— Start Information provided —
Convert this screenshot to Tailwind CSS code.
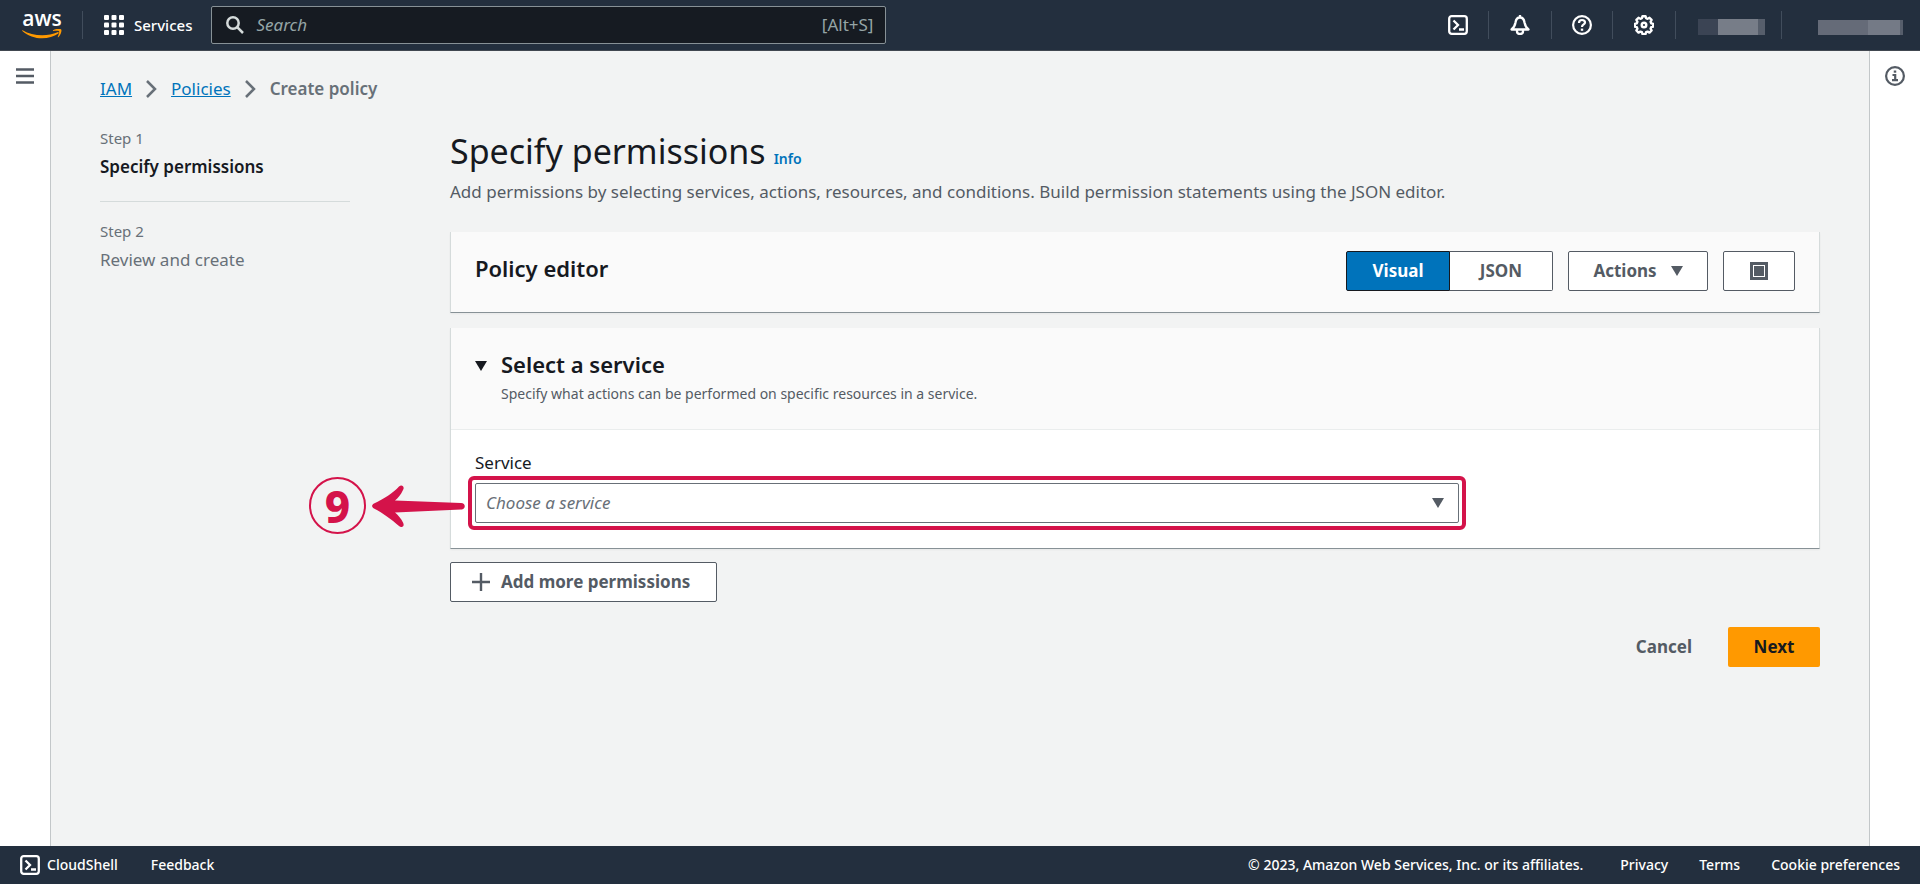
<!DOCTYPE html>
<html lang="en">
<head>
<meta charset="utf-8">
<meta name="viewport" content="width=device-width, initial-scale=1">
<title>Create policy | IAM</title>
<script src="https://cdn.jsdelivr.net/npm/@tailwindcss/browser@4"></script>
</head>
<body class="flex min-h-screen flex-col bg-[#f2f3f3] font-['Noto_Sans','Open_Sans',sans-serif] text-[17px] text-[#16191f]">

<header class="flex h-[51px] items-center border-b border-[#414750] bg-[#232f3e] text-white">
  <a href="#" aria-label="AWS home" class="ml-[22px] flex w-10 flex-col items-center">
    <span class="font-['Open_Sans',sans-serif] text-[21px] leading-[14px] font-semibold">aws</span>
    <svg class="mt-1 h-[10px] w-10" viewBox="0 0 40 10" fill="#ff9900"><path d="M.6 1.200C10 7 25 8 35.500 3.200c1-.4 1.700.5.900 1.200C27 11 11 11.500.3 1.900c-.4-.4 0-.9.300-.7z"/><path d="M31 1.200C34-.6 38.500-.4 39.200.4c.8 1-.2 5.600-2.700 7.700-.5.400-.9.200-.7-.4.800-1.900 1.800-4.600 1.200-5.400-.6-.7-3.700-.5-5.500-.3-.6.100-.8-.4-.5-.8z"/></svg>
  </a>
  <div class="ml-5 h-7 w-px bg-[#414d5c]"></div>
  <button type="button" class="ml-[21px] flex items-center gap-[10px] text-[15px] font-medium">
    <svg class="size-5" viewBox="0 0 20 20" fill="currentColor"><rect width="5" height="5" rx="1"/><rect x="7.500" width="5" height="5" rx="1"/><rect x="15" width="5" height="5" rx="1"/><rect y="7.500" width="5" height="5" rx="1"/><rect x="7.500" y="7.500" width="5" height="5" rx="1"/><rect x="15" y="7.500" width="5" height="5" rx="1"/><rect y="15" width="5" height="5" rx="1"/><rect x="7.500" y="15" width="5" height="5" rx="1"/><rect x="15" y="15" width="5" height="5" rx="1"/></svg>
    Services
  </button>
  <label class="ml-[19px] flex h-[38px] w-[675px] items-center rounded-xs border border-[#879196] bg-[#161b22] px-3">
    <svg class="ml-[2px] size-[18px] text-[#d5dbdb]" viewBox="0 0 18 18" fill="none" stroke="currentColor" stroke-width="2.500"><circle cx="7" cy="7" r="5.700"/><path d="M11.200 11.200 17 17"/></svg>
    <input type="search" aria-label="Search" placeholder="Search" class="ml-3 min-w-0 flex-1 bg-transparent italic outline-none placeholder:text-[#95a5a6]">
    <span class="text-[#95a5a6]">[Alt+S]</span>
  </label>
  <nav aria-label="Account tools" class="ml-auto flex items-center">
    <button type="button" aria-label="CloudShell" class="px-5"><svg class="size-5" viewBox="0 0 20 20" fill="none" stroke="currentColor" stroke-width="2.300"><rect x="1.200" y="1.200" width="17.600" height="17.600" rx="2.500"/><path d="M5.500 5.500 10 10l-4.500 4.500M11 14.500h5"/></svg></button>
    <div class="h-7 w-px bg-[#414d5c]"></div>
    <button type="button" aria-label="Notifications" class="px-[21px]"><svg class="size-5" viewBox="0 0 20 20" fill="none" stroke="currentColor" stroke-width="2.300" stroke-linejoin="round"><path d="M10 0v2.500M1.500 14.500C4 12.500 5 10.500 5.500 7.500 6 4 7.500 2.500 10 2.500S14 4 14.500 7.500c.5 3 1.500 5 4 7z"/><path d="M7 15v1.200C7 18 8.300 19 10 19s3-1 3-2.800V15"/></svg></button>
    <div class="h-7 w-px bg-[#414d5c]"></div>
    <button type="button" aria-label="Help" class="px-5"><svg class="size-5" viewBox="0 0 20 20" fill="none" stroke="currentColor" stroke-width="2.200"><circle cx="10" cy="10" r="8.900"/><path d="M7 8c0-2 1.300-3 3-3s3 1 3 2.600C13 9.500 10 9.500 10 12"/><path d="M10 13.600v2.200" stroke-width="2.400"/></svg></button>
    <div class="h-7 w-px bg-[#414d5c]"></div>
    <button type="button" aria-label="Settings" class="px-[21px]"><svg class="size-5" viewBox="0 0 20 20" fill="none" stroke="currentColor" stroke-width="2.400" stroke-linejoin="round"><path d="M8.500 1.200h3l.6 2 1.500.6 1.900-1 2.100 2.100-1 1.900.6 1.500 2 .6v2.600l-2 .6-.6 1.500 1 1.900-2.100 2.100-1.900-1-1.500.6-.6 2h-3l-.6-2-1.500-.6-1.900 1-2.100-2.100 1-1.900-.6-1.500-2-.6V8.900l2-.6.600-1.500-1-1.900 2.100-2.100 1.900 1 1.500-.6z"/><circle cx="10" cy="10" r="2.300"/></svg></button>
    <div class="h-7 w-px bg-[#414d5c]"></div>
    <button type="button" aria-label="Region" class="mt-1 ml-[22px] flex h-4"><span class="w-5 bg-[#3b4454]"></span><span class="w-10 bg-[#777d88]"></span><span class="w-[7px] bg-[#565e6b]"></span></button>
    <div class="ml-4 h-7 w-px bg-[#414d5c]"></div>
    <button type="button" aria-label="Account" class="mt-1 mr-[17px] ml-[36px] flex h-[15px]"><span class="w-[50px] bg-[#656b78]"></span><span class="w-8 bg-[#747a86]"></span><span class="w-[3px] bg-[#565e6b]"></span></button>
  </nav>
</header>

<div class="flex flex-1">
  <aside class="w-[51px] shrink-0 border-r border-[#c3c7c9] bg-white pt-[17px] pl-4">
    <button type="button" aria-label="Open navigation" class="block text-[#545b64]"><svg class="h-4 w-[18px]" viewBox="0 0 18 16" stroke="currentColor" stroke-width="2.500"><path d="M0 1.500h18M0 8h18M0 14.500h18"/></svg></button>
  </aside>

  <div class="min-w-0 flex-1 px-[49px] pt-[25px]">
    <nav aria-label="Breadcrumb" class="flex h-[26px] items-center">
      <a href="#" class="text-[#0073bb] underline">IAM</a>
      <svg class="mx-[14px] h-[18px] w-[11px] text-[#687078]" viewBox="0 0 11 18" fill="none" stroke="currentColor" stroke-width="2.500"><path d="m1 1 8 8-8 8"/></svg>
      <a href="#" class="text-[#0073bb] underline">Policies</a>
      <svg class="mx-[14px] h-[18px] w-[11px] text-[#687078]" viewBox="0 0 11 18" fill="none" stroke="currentColor" stroke-width="2.500"><path d="m1 1 8 8-8 8"/></svg>
      <span class="font-semibold text-[#687078]">Create policy</span>
    </nav>

    <div class="mt-6 flex gap-[100px]">
      <ol class="w-[250px] shrink-0">
        <li class="border-b border-[#d5dbdb] pb-[21px]">
          <div class="text-[15px] leading-[25px] text-[#687078]">Step 1</div>
          <div class="mt-[3px] leading-[26px] font-semibold">Specify permissions</div>
        </li>
        <li class="pt-[17px]">
          <div class="text-[15px] leading-[25px] text-[#687078]">Step 2</div>
          <div class="mt-[3px] leading-[26px] text-[#687078]">Review and create</div>
        </li>
      </ol>

      <main class="min-w-0 flex-1">
        <div class="flex items-baseline gap-2">
          <h1 class="text-[34px] leading-[50px]">Specify permissions</h1>
          <a href="#" class="text-sm font-semibold text-[#0073bb]">Info</a>
        </div>
        <p class="mt-[3px] leading-[26px] text-[#545b64]">Add permissions by selecting services, actions, resources, and conditions. Build permission statements using the JSON editor.</p>

        <section class="mt-[27px] flex items-start justify-between border-x border-x-[#d5dbdb] border-b border-b-[#879196] bg-[#fafafa] pt-[19px] pr-6 pb-[21px] pl-6 shadow-xs">
          <h2 class="text-[22px] leading-[34px] font-semibold">Policy editor</h2>
          <div class="flex gap-[15px] font-bold text-[#545b64]">
            <div class="flex" role="group" aria-label="Editor mode">
              <button type="button" aria-pressed="true" class="h-10 w-[104px] rounded-l-xs border border-[#16191f] bg-[#0073bb] text-white">Visual</button>
              <button type="button" aria-pressed="false" class="h-10 w-[103px] rounded-r-xs border border-l-0 border-[#545b64] bg-white">JSON</button>
            </div>
            <button type="button" class="flex h-10 w-[140px] items-center justify-center gap-[14px] rounded-xs border border-[#545b64] bg-white">Actions <svg class="h-[10px] w-3" viewBox="0 0 12 10" fill="currentColor"><path d="M0 0h12L6 10z"/></svg></button>
            <button type="button" aria-label="Full screen" class="flex h-10 w-[72px] items-center justify-center rounded-xs border border-[#545b64] bg-white"><svg class="size-[18px]" viewBox="0 0 18 18" fill="currentColor"><path d="M0 0h18v18H0zM3 3v12h12V3z" fill-rule="evenodd"/><path d="M4 4h10v10H4z"/></svg></button>
          </div>
        </section>

        <section class="mt-[15px] border-x border-x-[#d5dbdb] border-b border-b-[#879196] bg-white shadow-xs">
          <div class="flex gap-[14px] border-b border-[#eaeded] bg-[#fafafa] px-6 pt-[19px] pb-6">
            <button type="button" aria-label="Collapse section" class="mt-[14px] h-[10px]"><svg class="h-[10px] w-3" viewBox="0 0 12 10" fill="currentColor"><path d="M0 0h12L6 10z"/></svg></button>
            <div>
              <h2 class="text-[22px] leading-[34px] font-semibold">Select a service</h2>
              <p class="mt-[2px] text-sm leading-[22px] text-[#545b64]">Specify what actions can be performed on specific resources in a service.</p>
            </div>
          </div>
          <div class="px-6 pt-5 pb-[25px]">
            <label for="service" class="block leading-[26px]">Service</label>
            <div class="relative mt-[7px] w-[calc(75%-6px)]">
              <select id="service" class="block h-10 w-full appearance-none rounded-xs border border-[#687078] bg-white px-[10px] text-[#687078] italic"><option>Choose a service</option></select>
              <svg class="pointer-events-none absolute top-[15px] right-[15px] h-[10px] w-3 text-[#545b64]" viewBox="0 0 12 10" fill="currentColor"><path d="M0 0h12L6 10z"/></svg>
              <div class="pointer-events-none absolute -inset-[7px] rounded-md border-4 border-[#d4134a]"></div>
              <div class="pointer-events-none absolute top-[-6px] right-full mr-[10px] flex items-center gap-[6px] text-[#d4134a]">
                <span class="flex size-[57px] shrink-0 items-center justify-center rounded-full border-2 border-current text-[44px] leading-none font-extrabold">9</span>
                <svg class="h-[42px] w-[93px]" viewBox="0 0 93 42" fill="currentColor"><path d="M2 18.500C12 14 21 8 27 1.500c3-2.500 6 .5 4 3.500-2 4.500-5 8-8 10.500l66 2.500c5 0 5 6.500 0 6.500l-66 3c3 2.500 6 6 8 10 2 3.500-1 6-4 3.500C20 35 11 28 2 23.500c-2.500-1.500-2.500-3.500 0-5z"/></svg>
              </div>
            </div>
          </div>
        </section>

        <button type="button" class="mt-[13px] flex h-10 w-[267px] items-center gap-[11px] rounded-xs border border-[#545b64] bg-white px-[21px] font-bold text-[#545b64]"><svg class="size-[18px]" viewBox="0 0 18 18" stroke="currentColor" stroke-width="2.400"><path d="M9 0v18M0 9h18"/></svg>Add more permissions</button>

        <div class="mt-[25px] flex justify-end gap-[10px] font-bold">
          <button type="button" class="h-10 px-[26px] text-[#545b64]">Cancel</button>
          <button type="button" class="h-10 w-[92px] rounded-xs bg-[#ff9900]">Next</button>
        </div>
      </main>
    </div>
  </div>

  <aside class="w-[51px] shrink-0 border-l border-[#c3c7c9] bg-white pt-[15px] pl-[15px]">
    <button type="button" aria-label="Open help panel" class="block text-[#545b64]"><svg class="size-5" viewBox="0 0 20 20" fill="none" stroke="currentColor" stroke-width="2.200"><circle cx="10" cy="10" r="8.900"/><path d="M10 4.500v2.200" stroke-width="2.500"/><path d="M7.500 9h2.700v5M7 14.200h6"/></svg></button>
  </aside>
</div>

<footer class="flex h-[38px] items-center bg-[#232f3e] px-5 text-sm font-medium text-white">
  <button type="button" class="flex items-center gap-[7px]"><svg class="size-5" viewBox="0 0 20 20" fill="none" stroke="currentColor" stroke-width="2.300"><rect x="1.200" y="1.200" width="17.600" height="17.600" rx="2.500"/><path d="M5.500 5.500 10 10l-4.500 4.500M11 14.500h5"/></svg>CloudShell</button>
  <a href="#" class="ml-[33px]">Feedback</a>
  <span class="ml-auto">© 2023, Amazon Web Services, Inc. or its affiliates.</span>
  <a href="#" class="ml-[37px]">Privacy</a>
  <a href="#" class="ml-[31px]">Terms</a>
  <a href="#" class="ml-[31px]">Cookie preferences</a>
</footer>
</body>
</html>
— End Information provided —
Write out nothing but the lines from the start of the data through the line with "min-h-screen flex-col bg-[#f2f3f3]". Leave out the pictures.

Full solution:
Convert this screenshot to Tailwind CSS code.
<!DOCTYPE html>
<html lang="en">
<head>
<meta charset="utf-8">
<meta name="viewport" content="width=device-width, initial-scale=1">
<title>Create policy | IAM</title>
<script src="https://cdn.jsdelivr.net/npm/@tailwindcss/browser@4"></script>
</head>
<body class="flex min-h-screen flex-col bg-[#f2f3f3] font-['Noto_Sans','Open_Sans',sans-serif] text-[17px] text-[#16191f]">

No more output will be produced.